>> BEGIN Supplied information

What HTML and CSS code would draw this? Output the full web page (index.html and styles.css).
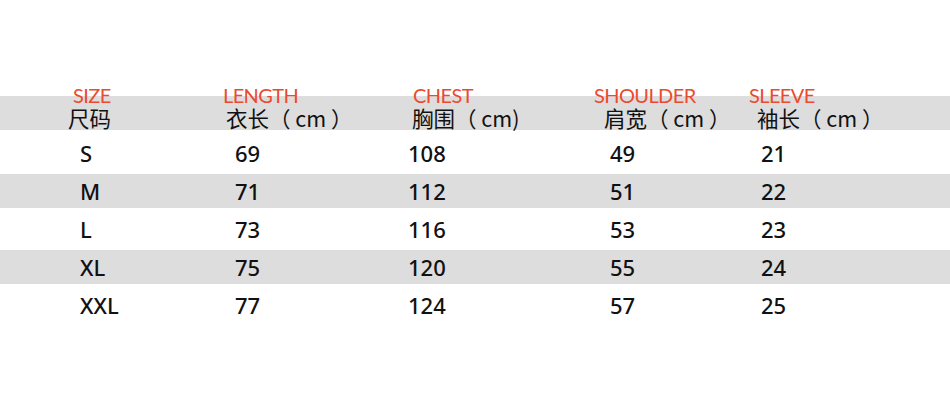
FILE: index.html
```html
<!DOCTYPE html>
<html lang="zh">
<head>
<meta charset="utf-8">
<title>Size chart</title>
<link rel="stylesheet" href="styles.css">
</head>
<body>
<div class="chart">
  <div class="row head">
    <div class="cell c1"><span class="en">SIZE</span><span class="cn">尺码</span></div>
    <div class="cell c2"><span class="en">LENGTH</span><span class="cn">衣长（ cm ）</span></div>
    <div class="cell c3"><span class="en">CHEST</span><span class="cn">胸围（ cm)</span></div>
    <div class="cell c4"><span class="en">SHOULDER</span><span class="cn">肩宽（ cm ）</span></div>
    <div class="cell c5"><span class="en">SLEEVE</span><span class="cn">袖长（ cm ）</span></div>
  </div>
  <div class="row data"><div class="cell c1">S</div><div class="cell c2">69</div><div class="cell c3">108</div><div class="cell c4">49</div><div class="cell c5">21</div></div>
  <div class="row data grey"><div class="cell c1">M</div><div class="cell c2">71</div><div class="cell c3">112</div><div class="cell c4">51</div><div class="cell c5">22</div></div>
  <div class="row data"><div class="cell c1">L</div><div class="cell c2">73</div><div class="cell c3">116</div><div class="cell c4">53</div><div class="cell c5">23</div></div>
  <div class="row data grey"><div class="cell c1">XL</div><div class="cell c2">75</div><div class="cell c3">120</div><div class="cell c4">55</div><div class="cell c5">24</div></div>
  <div class="row data"><div class="cell c1">XXL</div><div class="cell c2">77</div><div class="cell c3">124</div><div class="cell c4">57</div><div class="cell c5">25</div></div>
</div>
</body>
</html>
```
FILE: styles.css
```css
html, body {
  margin: 0;
  padding: 0;
  background: #ffffff;
}
body {
  width: 950px;
  height: 403px;
  overflow: hidden;
}
.chart {
  padding-top: 85px;
  display: flex;
  flex-direction: column;
}
.row {
  display: grid;
  grid-template-columns: 68px 155px 185px 186px 155px 1fr;
}
.row::before {
  content: "";
}
.head {
  height: 45px;
  background: linear-gradient(to bottom, transparent 11px, #dddddd 11px);
  margin-bottom: 4px;
}
.head .cell {
  display: flex;
  flex-direction: column;
}
.en {
  font-family: "Lato", "DejaVu Sans", sans-serif;
  font-size: 20px;
  line-height: 20px;
  height: 20px;
  color: #ec4a2e;
  letter-spacing: -0.6px;
}
.cn {
  font-family: "Noto Sans CJK SC", "Noto Sans", sans-serif;
  font-size: 21.5px;
  line-height: 25px;
  color: #111111;
  white-space: pre;
}
.head .c1 .en { padding-left: 5px; }
.head .c1 .cn { padding-left: 0; }
.head .c2 .cn { padding-left: 3px; }
.head .c3 .en { padding-left: 5px; }
.head .c3 .cn { padding-left: 4px; }
.head .c4 .cn { padding-left: 10px; }
.head .c5 .cn { padding-left: 8px; }

.data {
  height: 38px;
  padding: 2px 0;
  box-sizing: border-box;
  font-family: "Noto Sans", "Open Sans", sans-serif;
  font-size: 22px;
  font-weight: 500;
  line-height: 34px;
  color: #111111;
}
.grey {
  background: #dddddd;
  background-clip: content-box;
}
.data .c1 { padding-left: 12px; }
.data .c2 { padding-left: 12px; }
.data .c3 { padding-left: 0; }
.data .c4 { padding-left: 16px; }
.data .c5 { padding-left: 12px; }
```
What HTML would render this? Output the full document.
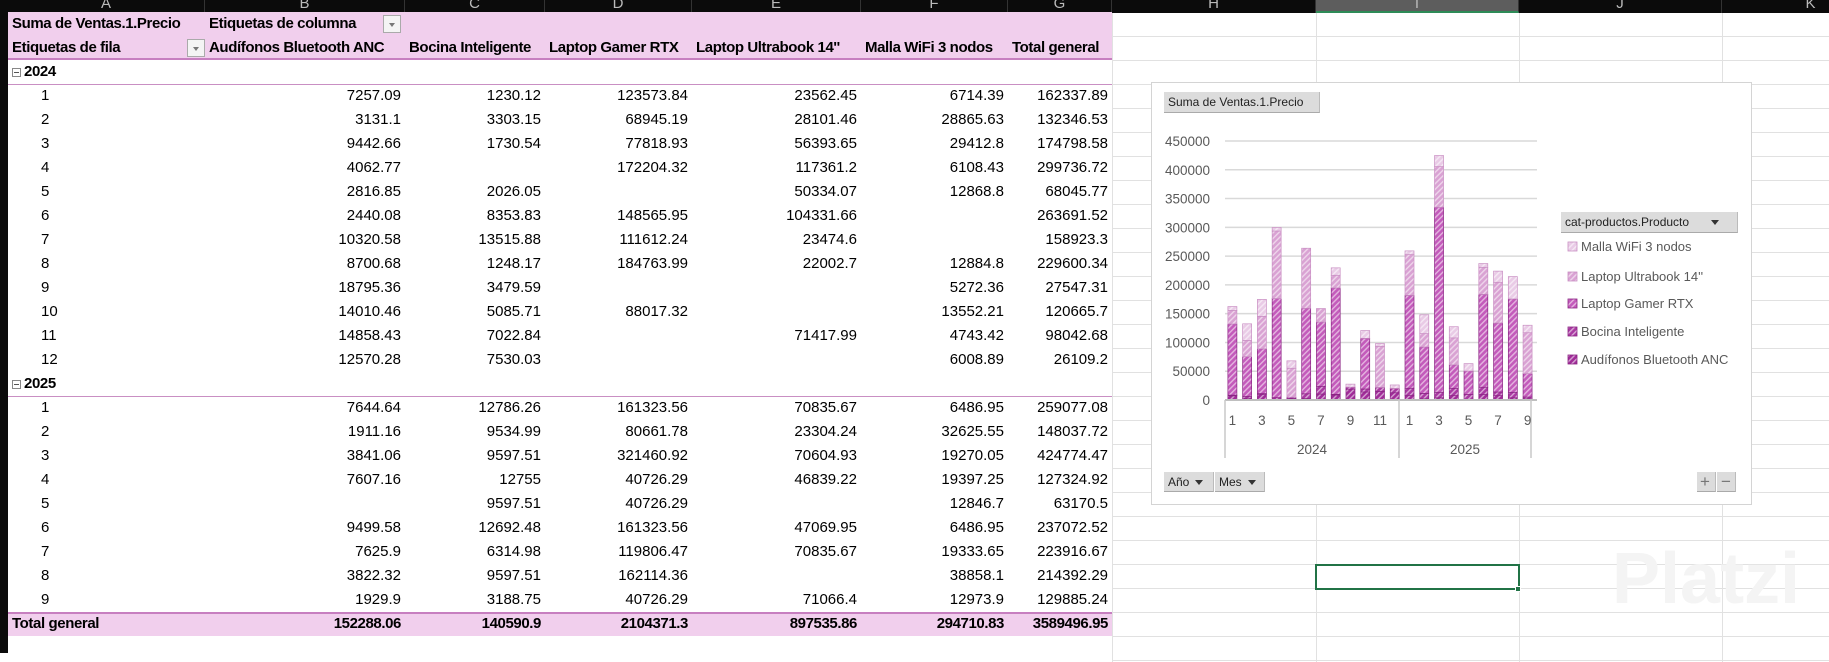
<!DOCTYPE html>
<html><head><meta charset="utf-8">
<style>
*{margin:0;padding:0;box-sizing:border-box}
body{width:1829px;height:653px;overflow:hidden;background:#fff;font-family:"Liberation Sans",sans-serif;position:relative}
.a{position:absolute;white-space:nowrap}
.ch{position:absolute;top:0;height:13px;overflow:hidden;color:#bbb;font-size:15px;text-align:center;line-height:8px;border-right:1px solid #333}
.c{position:absolute;height:24px;line-height:24px;font-size:15px;color:#000;white-space:nowrap;overflow:visible}
.r{text-align:right}
.b{font-weight:bold;letter-spacing:-0.4px}
.dd{position:absolute;width:18px;height:18px;border:1px solid #aaa;background:#f4f4f4}
.dd:after{content:"";position:absolute;left:5px;top:7px;border-left:3px solid transparent;border-right:3px solid transparent;border-top:4px solid #777}
.btn{position:absolute;background:#dcdcdc;border-right:1px solid #bbb;border-bottom:1px solid #aaa;font-size:12px;color:#222;line-height:20px;padding-left:4px}
.tri{display:inline-block;margin-left:6px;border-left:4px solid transparent;border-right:4px solid transparent;border-top:5px solid #333;vertical-align:middle}
</style></head><body>
<div id="root"></div>
<script>
var RH=24;
var R=document.getElementById('root');var h='';
var cols=[[8,205,'A'],[205,405,'B'],[405,545,'C'],[545,692,'D'],[692,861,'E'],[861,1008,'F'],[1008,1112,'G'],[1112,1316,'H'],[1316,1519,'I'],[1519,1722,'J'],[1722,1900,'K']];
for(var i=0;i<28;i++){var y=12+i*RH;h+='<div class="a" style="left:1112px;top:'+y+'px;width:720px;height:1px;background:#e1e1e1"></div>';}
[1112,1316,1519,1722].forEach(function(x){h+='<div class="a" style="left:'+x+'px;top:12px;width:1px;height:650px;background:#e1e1e1"></div>';});
h+='<div class="a" style="left:0;top:0;width:1829px;height:13px;background:#0b0b0b"></div>';
cols.forEach(function(c){var bg=c[2]=='I'?'background:#5d5d5d;border-bottom:2px solid #2e8b57;':'';h+='<div class="ch" style="left:'+c[0]+'px;width:'+(c[1]-c[0])+'px;'+bg+'">'+c[2]+'</div>';});
h+='<div class="a" style="left:0;top:13px;width:8px;height:640px;background:#0b0b0b"></div>';
h+='<div class="a" style="left:8px;top:12px;width:1104px;height:'+(2*RH)+'px;background:#f1cfed;border-bottom:2px solid #c77fc0"></div>';
h+='<div class="a" style="left:8px;top:'+(12+25*RH)+'px;width:1104px;height:'+RH+'px;background:#f1cfed;border-top:2px solid #c77fc0"></div>';
h+='<div class="a" style="left:8px;top:'+(12+3*RH)+'px;width:1104px;height:1px;background:#c98fc3"></div>';
h+='<div class="a" style="left:8px;top:'+(12+16*RH)+'px;width:1104px;height:1px;background:#c98fc3"></div>';
function cell(ci,row,txt,cls){var c=cols[ci];var y=12+row*RH;
 if(cls.indexOf('r')>=0)h+='<div class="c '+cls+'" style="left:'+c[0]+'px;width:'+(c[1]-c[0]-4)+'px;top:'+y+'px">'+txt+'</div>';
 else h+='<div class="c '+cls+'" style="left:'+(c[0]+4)+'px;top:'+y+'px">'+txt+'</div>';}
cell(0,0,'Suma de Ventas.1.Precio','b');cell(1,0,'Etiquetas de columna','b');
h+='<div class="dd" style="left:383px;top:15px"></div><div class="dd" style="left:187px;top:39px"></div>';
cell(0,1,'Etiquetas de fila','b');
var hd=['Audífonos Bluetooth ANC','Bocina Inteligente','Laptop Gamer RTX','Laptop Ultrabook 14\'\'','Malla WiFi 3 nodos','Total general'];
hd.forEach(function(t,i){cell(i+1,1,t,'b');});
var d24=[[7257.09,1230.12,123573.84,23562.45,6714.39,162337.89],[3131.1,3303.15,68945.19,28101.46,28865.63,132346.53],[9442.66,1730.54,77818.93,56393.65,29412.8,174798.58],[4062.77,0,172204.32,117361.2,6108.43,299736.72],[2816.85,2026.05,0,50334.07,12868.8,68045.77],[2440.08,8353.83,148565.95,104331.66,0,263691.52],[10320.58,13515.88,111612.24,23474.6,0,158923.3],[8700.68,1248.17,184763.99,22002.7,12884.8,229600.34],[18795.36,3479.59,0,0,5272.36,27547.31],[14010.46,5085.71,88017.32,0,13552.21,120665.7],[14858.43,7022.84,0,71417.99,4743.42,98042.68],[12570.28,7530.03,0,0,6008.89,26109.2]];
var d25=[[7644.64,12786.26,161323.56,70835.67,6486.95,259077.08],[1911.16,9534.99,80661.78,23304.24,32625.55,148037.72],[3841.06,9597.51,321460.92,70604.93,19270.05,424774.47],[7607.16,12755,40726.29,46839.22,19397.25,127324.92],[0,9597.51,40726.29,0,12846.7,63170.5],[9499.58,12692.48,161323.56,47069.95,6486.95,237072.52],[7625.9,6314.98,119806.47,70835.67,19333.65,223916.67],[3822.32,9597.51,162114.36,0,38858.1,214392.29],[1929.9,3188.75,40726.29,71066.4,12973.9,129885.24]];
function yr(row,t){var y=12+row*RH;h+='<div class="a" style="left:12px;top:'+(y+8)+'px;width:9px;height:9px;border:1px solid #888;background:#fff"><div style="position:absolute;left:1px;top:3px;width:5px;height:1px;background:#555"></div></div>';h+='<div class="c b" style="left:24px;top:'+y+'px">'+t+'</div>';}
function rows(start,data){data.forEach(function(r,i){var row=start+i;h+='<div class="c" style="left:41px;top:'+(12+row*RH)+'px">'+(i+1)+'</div>';r.forEach(function(v,j){if(v)cell(j+1,row,String(v),'r');});});}
yr(2,'2024');rows(3,d24);yr(15,'2025');rows(16,d25);
cell(0,25,'Total general','b');
['152288.06','140590.9','2104371.3','897535.86','294710.83','3589496.95'].forEach(function(t,i){cell(i+1,25,t,'r b');});
h+='<div class="a" style="left:1315px;top:564px;width:205px;height:26px;border:2px solid #217346"></div>';
h+='<div class="a" style="left:1515px;top:586px;width:6px;height:6px;background:#217346;border:1px solid #fff"></div>';
h+='<div class="a" style="left:1612px;top:538px;font-size:72px;color:#f4f4f4;font-weight:bold">Platzi</div>';
h+='<div class="a" style="left:1151px;top:82px;width:601px;height:423px;background:#fff;border:1px solid #d4d4d4"></div>';
var s='<svg class="a" style="left:0;top:0" width="1829" height="653"><defs>';
var cl=['#a02c98','#a93aa2','#c35bbb','#d9a2d3','#e9cbe6'];
cl.forEach(function(c,i){s+='<pattern id="p'+i+'" width="4" height="4" patternUnits="userSpaceOnUse" patternTransform="rotate(45)"><rect width="4" height="4" fill="'+c+'"/><rect width="1.4" height="4" fill="#fff" opacity="0.55"/></pattern>';});
s+='</defs>';
var Y0=400,Y9=141;
for(var k=0;k<=9;k++){var y=Y0-k*(Y0-Y9)/9;s+='<line x1="1225" x2="1537" y1="'+y+'" y2="'+y+'" stroke="#d9d9d9" stroke-width="1.5"/>';s+='<text x="1210" y="'+(y+5)+'" text-anchor="end" font-size="13.5" fill="#595959" font-family="Liberation Sans">'+(k*50000)+'</text>';}
var all=d24.concat(d25);var sc=(Y0-Y9)/450000;
all.forEach(function(r,i){var cx=1225+(i+0.5)*14.76;var y=Y0;for(var j=0;j<5;j++){if(!r[j])continue;var hh=r[j]*sc;y-=hh;s+='<rect x="'+(cx-4.5)+'" y="'+y+'" width="9" height="'+hh+'" fill="url(#p'+j+')" stroke="'+(j<3?'#8a2483':'#c98fc3')+'" stroke-width="0.7"/>';}});
s+='<line x1="1225" x2="1537" y1="'+Y0+'" y2="'+Y0+'" stroke="#bfbfbf" stroke-width="2"/>';
[1225,1399,1531].forEach(function(x){s+='<line x1="'+x+'" x2="'+x+'" y1="'+Y0+'" y2="458" stroke="#c8c8c8" stroke-width="1.5"/>';});
var lb=['1','3','5','7','9','11','1','3','5','7','9'];var idx=[0,2,4,6,8,10,12,14,16,18,20];
idx.forEach(function(ii,n){var cx=1225+(ii+0.5)*14.76;s+='<text x="'+cx+'" y="425" text-anchor="middle" font-size="13.5" fill="#595959" font-family="Liberation Sans">'+lb[n]+'</text>';});
s+='<text x="1312" y="454" text-anchor="middle" font-size="13.5" fill="#595959" font-family="Liberation Sans">2024</text><text x="1465" y="454" text-anchor="middle" font-size="13.5" fill="#595959" font-family="Liberation Sans">2025</text>';
var lg=['Malla WiFi 3 nodos','Laptop Ultrabook 14\'\'','Laptop Gamer RTX','Bocina Inteligente','Audífonos Bluetooth ANC'];
var ly=[247,277,304,332,360];
lg.forEach(function(t,i){var p=4-i;s+='<rect x="1568" y="'+(ly[i]-5)+'" width="9" height="9" fill="url(#p'+p+')" stroke="'+(p<3?'#8a2483':'#c98fc3')+'" stroke-width="0.8"/><text x="1581" y="'+(ly[i]+4)+'" font-size="13" fill="#595959" font-family="Liberation Sans">'+t+'</text>';});
s+='</svg>';h+=s;
h+='<div class="btn" style="left:1164px;top:92px;width:156px;height:21px">Suma de Ventas.1.Precio</div>';
h+='<div class="btn" style="left:1561px;top:212px;width:177px;height:21px">cat-productos.Producto<span class="tri" style="margin-left:22px"></span></div>';
h+='<div class="btn" style="left:1164px;top:472px;width:50px;height:20px">Año<span class="tri"></span></div>';
h+='<div class="btn" style="left:1215px;top:472px;width:50px;height:20px">Mes<span class="tri"></span></div>';
h+='<div class="btn" style="left:1697px;top:472px;width:19px;height:20px;font-size:17px;color:#777;padding-left:3px">+</div>';
h+='<div class="btn" style="left:1717px;top:472px;width:19px;height:20px;font-size:17px;color:#777;padding-left:4px">−</div>';
R.innerHTML=h;
</script>
</body></html>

>> END Supplied information

Description of the task -
Search the entries for the word "styles", then list each line that holds it.

Finished task -
What HTML and CSS code would draw this? Output the full web page (index.html and styles.css).
<link rel="stylesheet" href="styles.css">
FILE: styles.css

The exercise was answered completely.